━━━━━ Material provided ━━━━━

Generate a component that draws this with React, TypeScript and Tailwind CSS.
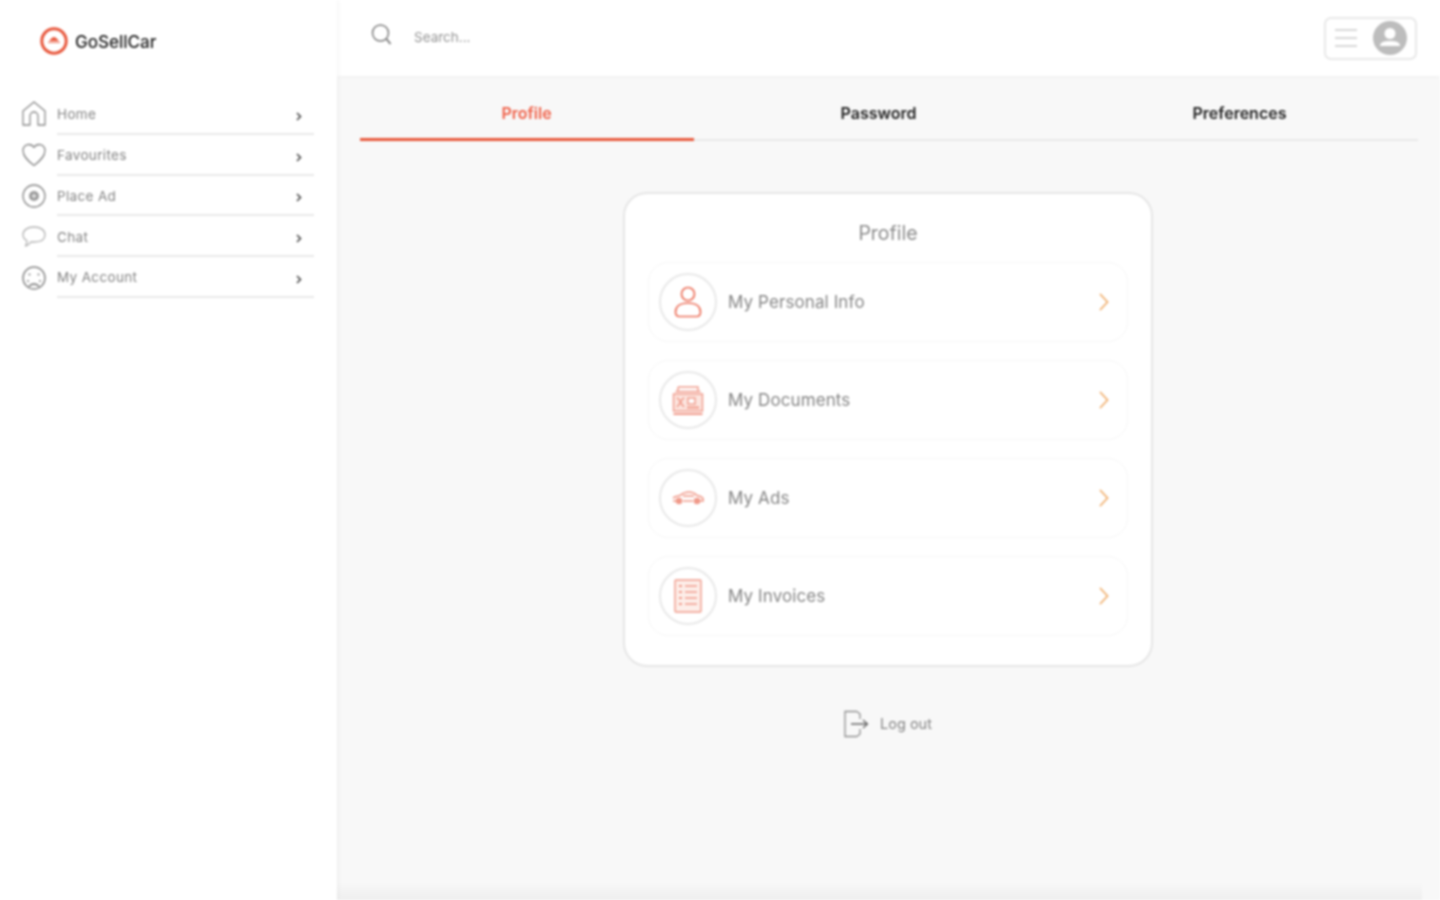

━━━━━
━━━━━ Material provided ━━━━━

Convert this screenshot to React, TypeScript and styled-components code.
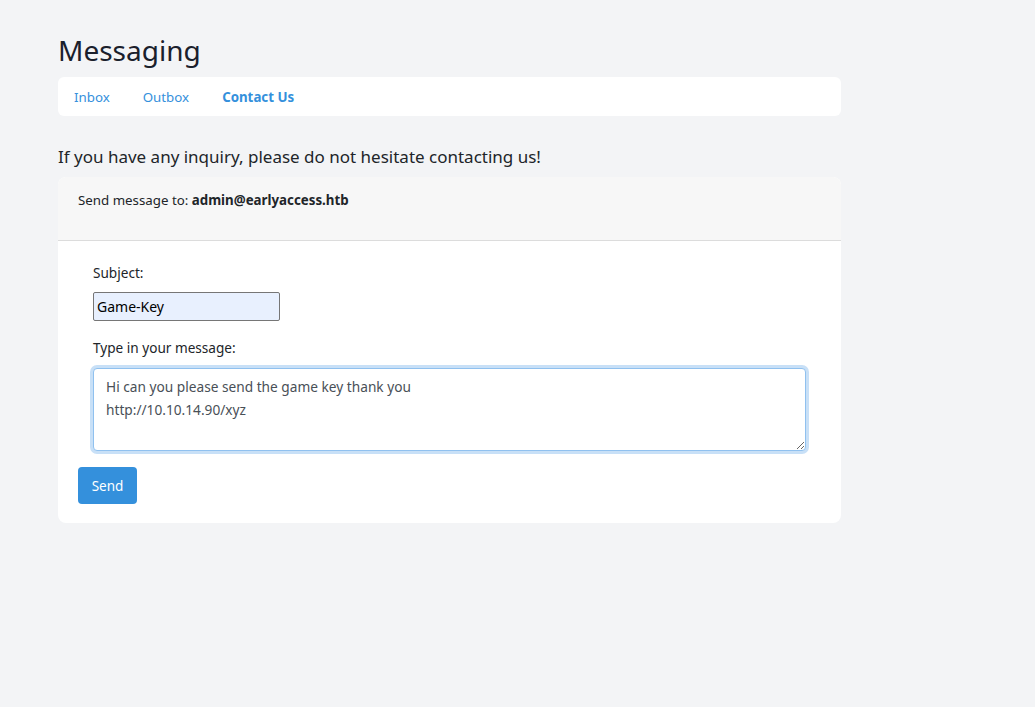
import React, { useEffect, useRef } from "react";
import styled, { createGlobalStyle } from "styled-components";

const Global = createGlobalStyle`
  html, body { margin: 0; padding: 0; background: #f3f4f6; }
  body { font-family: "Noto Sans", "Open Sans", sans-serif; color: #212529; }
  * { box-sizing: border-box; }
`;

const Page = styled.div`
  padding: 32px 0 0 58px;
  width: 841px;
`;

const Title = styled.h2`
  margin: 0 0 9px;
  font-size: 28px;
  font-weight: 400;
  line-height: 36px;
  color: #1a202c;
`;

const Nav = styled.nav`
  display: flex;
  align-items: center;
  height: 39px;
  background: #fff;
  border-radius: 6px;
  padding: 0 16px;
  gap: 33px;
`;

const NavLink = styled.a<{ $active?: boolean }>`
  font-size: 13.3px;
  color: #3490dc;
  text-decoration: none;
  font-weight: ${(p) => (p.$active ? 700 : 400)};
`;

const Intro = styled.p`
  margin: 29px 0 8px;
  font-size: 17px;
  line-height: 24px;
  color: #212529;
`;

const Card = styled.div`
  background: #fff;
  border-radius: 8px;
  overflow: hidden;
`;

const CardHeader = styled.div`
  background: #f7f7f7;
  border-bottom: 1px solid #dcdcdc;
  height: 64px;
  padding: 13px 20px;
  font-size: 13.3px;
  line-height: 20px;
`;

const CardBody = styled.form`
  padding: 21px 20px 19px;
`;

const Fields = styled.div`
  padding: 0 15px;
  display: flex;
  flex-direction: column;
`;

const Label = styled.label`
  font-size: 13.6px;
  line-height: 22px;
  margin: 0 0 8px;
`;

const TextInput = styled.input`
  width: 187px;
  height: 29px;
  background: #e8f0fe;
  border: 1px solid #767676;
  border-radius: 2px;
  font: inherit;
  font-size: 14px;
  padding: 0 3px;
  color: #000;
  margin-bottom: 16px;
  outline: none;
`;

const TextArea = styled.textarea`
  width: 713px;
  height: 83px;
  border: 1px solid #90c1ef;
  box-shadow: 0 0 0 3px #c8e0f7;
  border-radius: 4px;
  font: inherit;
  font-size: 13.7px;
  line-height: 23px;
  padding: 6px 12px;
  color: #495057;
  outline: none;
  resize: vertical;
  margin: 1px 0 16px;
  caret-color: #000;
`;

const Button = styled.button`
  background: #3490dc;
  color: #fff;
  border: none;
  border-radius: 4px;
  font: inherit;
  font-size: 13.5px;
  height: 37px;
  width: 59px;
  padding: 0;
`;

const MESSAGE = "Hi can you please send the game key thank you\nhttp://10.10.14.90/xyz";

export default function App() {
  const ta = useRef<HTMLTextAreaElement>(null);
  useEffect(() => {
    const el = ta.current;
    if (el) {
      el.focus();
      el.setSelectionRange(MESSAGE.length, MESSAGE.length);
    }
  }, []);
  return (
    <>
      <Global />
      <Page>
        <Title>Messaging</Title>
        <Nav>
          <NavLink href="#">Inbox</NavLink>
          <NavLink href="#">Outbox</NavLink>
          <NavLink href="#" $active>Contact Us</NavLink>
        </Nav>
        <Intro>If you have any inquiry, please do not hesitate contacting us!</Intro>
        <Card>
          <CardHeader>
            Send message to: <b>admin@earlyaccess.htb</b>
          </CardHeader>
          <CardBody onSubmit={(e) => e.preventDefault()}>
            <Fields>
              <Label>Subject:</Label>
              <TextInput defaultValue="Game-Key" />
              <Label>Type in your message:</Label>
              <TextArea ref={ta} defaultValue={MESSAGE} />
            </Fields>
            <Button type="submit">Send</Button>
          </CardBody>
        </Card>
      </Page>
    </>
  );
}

━━━━━

● Task objective
Among the records above, how many lines carry the string "React"? Reply with the number alone.

● Exercise answer
3